### Given task
Set the listing down unchanged, minus every embedded image.

:::

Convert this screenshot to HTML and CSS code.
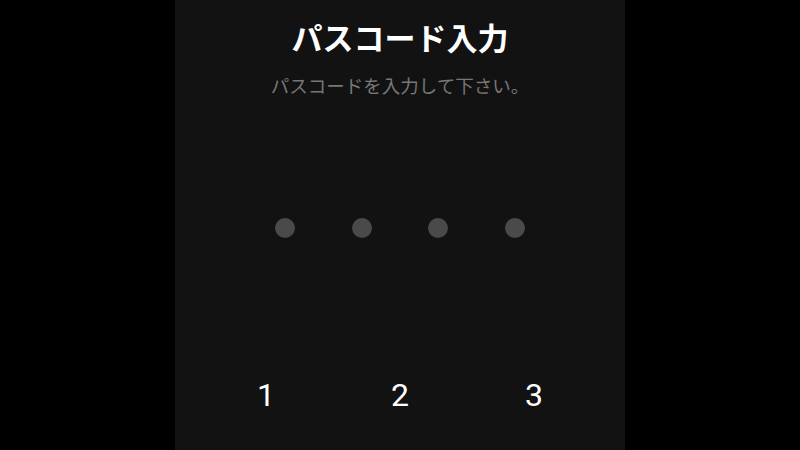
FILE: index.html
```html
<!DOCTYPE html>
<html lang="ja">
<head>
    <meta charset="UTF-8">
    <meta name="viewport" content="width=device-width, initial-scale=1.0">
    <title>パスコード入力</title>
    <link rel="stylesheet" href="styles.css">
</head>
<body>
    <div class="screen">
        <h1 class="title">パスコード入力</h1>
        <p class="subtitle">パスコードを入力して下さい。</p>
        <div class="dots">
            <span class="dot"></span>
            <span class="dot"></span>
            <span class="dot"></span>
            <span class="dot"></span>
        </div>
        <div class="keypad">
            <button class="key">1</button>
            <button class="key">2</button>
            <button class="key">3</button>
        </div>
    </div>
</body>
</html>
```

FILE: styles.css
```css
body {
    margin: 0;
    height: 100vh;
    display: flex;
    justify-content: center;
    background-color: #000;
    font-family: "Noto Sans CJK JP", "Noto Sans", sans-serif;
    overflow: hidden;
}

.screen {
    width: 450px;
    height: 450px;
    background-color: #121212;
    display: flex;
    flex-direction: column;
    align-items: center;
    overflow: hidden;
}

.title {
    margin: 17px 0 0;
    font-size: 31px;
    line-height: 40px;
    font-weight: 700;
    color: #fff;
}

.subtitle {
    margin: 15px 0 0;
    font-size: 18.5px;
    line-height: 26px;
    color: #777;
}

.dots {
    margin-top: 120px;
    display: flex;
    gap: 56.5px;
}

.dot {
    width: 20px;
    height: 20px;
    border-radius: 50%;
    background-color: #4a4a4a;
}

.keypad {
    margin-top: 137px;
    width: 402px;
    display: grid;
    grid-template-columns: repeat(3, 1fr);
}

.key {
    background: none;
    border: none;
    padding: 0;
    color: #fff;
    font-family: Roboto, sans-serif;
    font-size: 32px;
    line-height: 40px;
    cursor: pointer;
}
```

:::

### Correct response
Convert this screenshot to HTML and CSS code.
FILE: index.html
```html
<!DOCTYPE html>
<html lang="ja">
<head>
    <meta charset="UTF-8">
    <meta name="viewport" content="width=device-width, initial-scale=1.0">
    <title>パスコード入力</title>
    <link rel="stylesheet" href="styles.css">
</head>
<body>
    <div class="screen">
        <h1 class="title">パスコード入力</h1>
        <p class="subtitle">パスコードを入力して下さい。</p>
        <div class="dots">
            <span class="dot"></span>
            <span class="dot"></span>
            <span class="dot"></span>
            <span class="dot"></span>
        </div>
        <div class="keypad">
            <button class="key">1</button>
            <button class="key">2</button>
            <button class="key">3</button>
        </div>
    </div>
</body>
</html>
```

FILE: styles.css
```css
body {
    margin: 0;
    height: 100vh;
    display: flex;
    justify-content: center;
    background-color: #000;
    font-family: "Noto Sans CJK JP", "Noto Sans", sans-serif;
    overflow: hidden;
}

.screen {
    width: 450px;
    height: 450px;
    background-color: #121212;
    display: flex;
    flex-direction: column;
    align-items: center;
    overflow: hidden;
}

.title {
    margin: 17px 0 0;
    font-size: 31px;
    line-height: 40px;
    font-weight: 700;
    color: #fff;
}

.subtitle {
    margin: 15px 0 0;
    font-size: 18.5px;
    line-height: 26px;
    color: #777;
}

.dots {
    margin-top: 120px;
    display: flex;
    gap: 56.5px;
}

.dot {
    width: 20px;
    height: 20px;
    border-radius: 50%;
    background-color: #4a4a4a;
}

.keypad {
    margin-top: 137px;
    width: 402px;
    display: grid;
    grid-template-columns: repeat(3, 1fr);
}

.key {
    background: none;
    border: none;
    padding: 0;
    color: #fff;
    font-family: Roboto, sans-serif;
    font-size: 32px;
    line-height: 40px;
    cursor: pointer;
}
```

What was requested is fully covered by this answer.